● Dataset content:
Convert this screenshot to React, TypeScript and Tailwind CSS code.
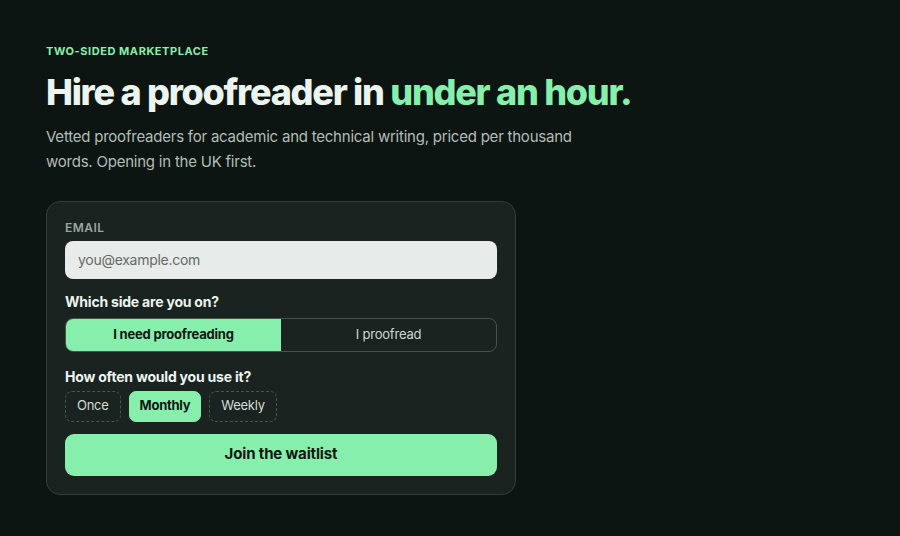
import { useState } from "react";

const sides = ["I need proofreading", "I proofread"];
const frequencies = ["Once", "Monthly", "Weekly"];

export default function App() {
  const [side, setSide] = useState(sides[0]);
  const [freq, setFreq] = useState("Monthly");
  const [email, setEmail] = useState("");

  return (
    <div
      className="min-h-[536px] w-full bg-[#0c1512] px-[46px] pt-[43px] pb-10 text-[#ecf4ef]"
      style={{ fontFamily: "Inter, 'Noto Sans', sans-serif" }}
    >
      <p className="text-[11px] font-bold uppercase tracking-[0.05em] text-[#86efac]">
        Two-sided marketplace
      </p>
      <h1 className="mt-[10px] text-[36px] leading-[44px] font-extrabold tracking-[-0.035em]">
        Hire a proofreader in <span className="text-[#86efac]">under an hour.</span>
      </h1>
      <p className="mt-[10px] max-w-[550px] text-[15px] leading-[25px] tracking-[-0.015em] text-[#b3bdb8]">
        Vetted proofreaders for academic and technical writing, priced per thousand words. Opening in
        the UK first.
      </p>

      <form
        className="mt-[27px] flex w-[470px] flex-col rounded-[14px] border border-[#323c38] bg-[#1a2320] px-[18px] pt-[19px] pb-[18px]"
        onSubmit={(e) => e.preventDefault()}
      >
        <label className="text-[12px] leading-[14px] font-semibold tracking-[0.04em] text-[#9aa5a0]">
          EMAIL
        </label>
        <input
          type="email"
          value={email}
          onChange={(e) => setEmail(e.target.value)}
          placeholder="you@example.com"
          className="mt-[6px] h-[38px] w-full rounded-[8px] bg-[#e7ebe9] px-[13px] text-[14px] tracking-[-0.02em] text-[#1a2320] placeholder:text-[#5f6b66] outline-none"
        />

        <p className="mt-[14px] text-[14px] leading-[17px] font-bold tracking-[-0.015em]">
          Which side are you on?
        </p>
        <div className="mt-[8px] flex h-[34px] overflow-hidden rounded-[8px] border border-[#47524d]">
          {sides.map((s) => (
            <button
              key={s}
              type="button"
              onClick={() => setSide(s)}
              className={
                side === s
                  ? "flex-1 bg-[#86efac] text-[13px] font-bold tracking-[-0.015em] text-[#0c1512]"
                  : "flex-1 text-[13px] tracking-[-0.015em] text-[#cfd6d2]"
              }
            >
              {s}
            </button>
          ))}
        </div>

        <p className="mt-[16px] text-[14px] leading-[17px] font-bold tracking-[-0.015em]">
          How often would you use it?
        </p>
        <div className="mt-[6px] flex gap-[8px]">
          {frequencies.map((f) => (
            <button
              key={f}
              type="button"
              onClick={() => setFreq(f)}
              className={
                freq === f
                  ? "h-[31px] rounded-[7px] border border-[#86efac] bg-[#86efac] px-[10px] text-[13px] font-bold tracking-[-0.02em] text-[#0c1512]"
                  : "h-[31px] rounded-[7px] border border-dashed border-[#4a5550] px-[11px] text-[13px] tracking-[-0.02em] text-[#d5dcd8]"
              }
            >
              {f}
            </button>
          ))}
        </div>

        <button
          type="submit"
          className="mt-[12px] h-[42px] w-full rounded-[9px] bg-[#86efac] text-[15px] font-bold tracking-[-0.01em] text-[#0c1512]"
        >
          Join the waitlist
        </button>
      </form>
    </div>
  );
}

● To be done: Copy the material shown above in full and exactly. Skip the pictures.

● Full solution:
Convert this screenshot to React, TypeScript and Tailwind CSS code.
import { useState } from "react";

const sides = ["I need proofreading", "I proofread"];
const frequencies = ["Once", "Monthly", "Weekly"];

export default function App() {
  const [side, setSide] = useState(sides[0]);
  const [freq, setFreq] = useState("Monthly");
  const [email, setEmail] = useState("");

  return (
    <div
      className="min-h-[536px] w-full bg-[#0c1512] px-[46px] pt-[43px] pb-10 text-[#ecf4ef]"
      style={{ fontFamily: "Inter, 'Noto Sans', sans-serif" }}
    >
      <p className="text-[11px] font-bold uppercase tracking-[0.05em] text-[#86efac]">
        Two-sided marketplace
      </p>
      <h1 className="mt-[10px] text-[36px] leading-[44px] font-extrabold tracking-[-0.035em]">
        Hire a proofreader in <span className="text-[#86efac]">under an hour.</span>
      </h1>
      <p className="mt-[10px] max-w-[550px] text-[15px] leading-[25px] tracking-[-0.015em] text-[#b3bdb8]">
        Vetted proofreaders for academic and technical writing, priced per thousand words. Opening in
        the UK first.
      </p>

      <form
        className="mt-[27px] flex w-[470px] flex-col rounded-[14px] border border-[#323c38] bg-[#1a2320] px-[18px] pt-[19px] pb-[18px]"
        onSubmit={(e) => e.preventDefault()}
      >
        <label className="text-[12px] leading-[14px] font-semibold tracking-[0.04em] text-[#9aa5a0]">
          EMAIL
        </label>
        <input
          type="email"
          value={email}
          onChange={(e) => setEmail(e.target.value)}
          placeholder="you@example.com"
          className="mt-[6px] h-[38px] w-full rounded-[8px] bg-[#e7ebe9] px-[13px] text-[14px] tracking-[-0.02em] text-[#1a2320] placeholder:text-[#5f6b66] outline-none"
        />

        <p className="mt-[14px] text-[14px] leading-[17px] font-bold tracking-[-0.015em]">
          Which side are you on?
        </p>
        <div className="mt-[8px] flex h-[34px] overflow-hidden rounded-[8px] border border-[#47524d]">
          {sides.map((s) => (
            <button
              key={s}
              type="button"
              onClick={() => setSide(s)}
              className={
                side === s
                  ? "flex-1 bg-[#86efac] text-[13px] font-bold tracking-[-0.015em] text-[#0c1512]"
                  : "flex-1 text-[13px] tracking-[-0.015em] text-[#cfd6d2]"
              }
            >
              {s}
            </button>
          ))}
        </div>

        <p className="mt-[16px] text-[14px] leading-[17px] font-bold tracking-[-0.015em]">
          How often would you use it?
        </p>
        <div className="mt-[6px] flex gap-[8px]">
          {frequencies.map((f) => (
            <button
              key={f}
              type="button"
              onClick={() => setFreq(f)}
              className={
                freq === f
                  ? "h-[31px] rounded-[7px] border border-[#86efac] bg-[#86efac] px-[10px] text-[13px] font-bold tracking-[-0.02em] text-[#0c1512]"
                  : "h-[31px] rounded-[7px] border border-dashed border-[#4a5550] px-[11px] text-[13px] tracking-[-0.02em] text-[#d5dcd8]"
              }
            >
              {f}
            </button>
          ))}
        </div>

        <button
          type="submit"
          className="mt-[12px] h-[42px] w-full rounded-[9px] bg-[#86efac] text-[15px] font-bold tracking-[-0.01em] text-[#0c1512]"
        >
          Join the waitlist
        </button>
      </form>
    </div>
  );
}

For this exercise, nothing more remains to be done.